Again, fine margins were decisive. He canted the seam slightly, at an angle of no more than five or six degrees, to produce de
vastating swing, back to the right-hander and away from the left-hander. I’m still not sure he meant it, because I was looking for certain clues in his wrist action that never materialized, but he got it spot on.
The following fortnight was our sliding-doors moment. Had we failed to stand up as a side, and forfeited the Ashes, we would have been lost, taunted and tainted by an historic missed opportunity. Not many England teams had gone into the Boxing Day Test at Melbourne with our chance to prove our progression.
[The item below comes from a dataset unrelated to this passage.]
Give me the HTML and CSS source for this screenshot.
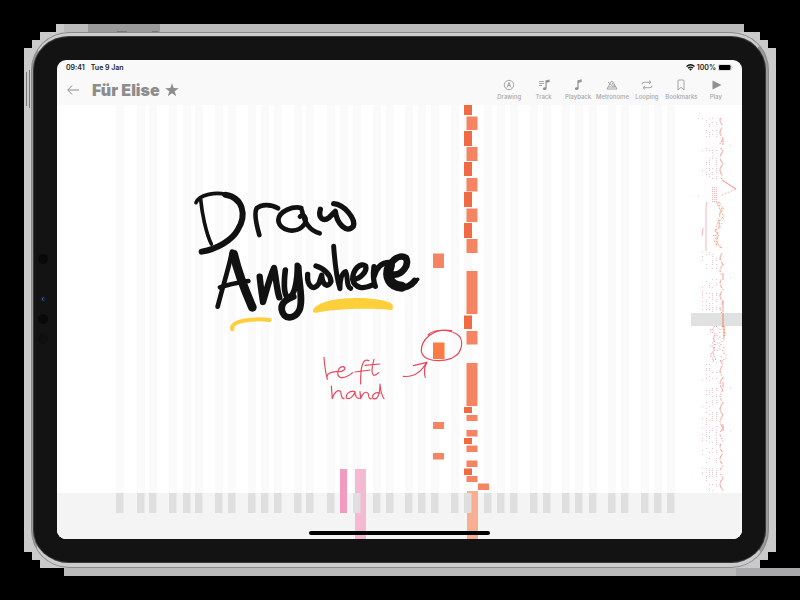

First, of course, we had Christmas Day, my birthday, to negotiate. It’s weird, being in work mode on a day most of the world takes off. It’s the only day when both teams train simultaneously. It doesn’t feature the sort of Christmas spread where you can gorge yourself silly, but there’s still turkey, oysters, and pizza and chips for the kids.
Andy Flower ruffled a few feathers by hosting a pre-tour lunch for wives and partners, at which he expanded on their responsibilities and explained the practicalities of an international cricketer’s life. There would be times, for instance, that we would travel ahead of our families, because of recovery programmes and training schedules. Alice would never cause an issue for me but found it something of an eye-opener.
The party hat was on, but my mind was elsewhere. As cold as it seems, you’ve got to have a very clear appreciation of boundaries. There were days when I’d get back from the ground and want to slob out, even though Alice had looked forward to dinner. There were other days when she kicked me out of the door; I enjoyed the release of normality, instead of hiding away.
It is easy to forget we are dealing with people, rather than cartoon characters. Australia as a nation yearned for reassurance in the build-up to that match, and turned to Ricky Ponting, as a symbol of hope. He was front, back and centre of the papers. They recreated him as Punter, the superhero who would save the day by batting through the pain of a broken finger.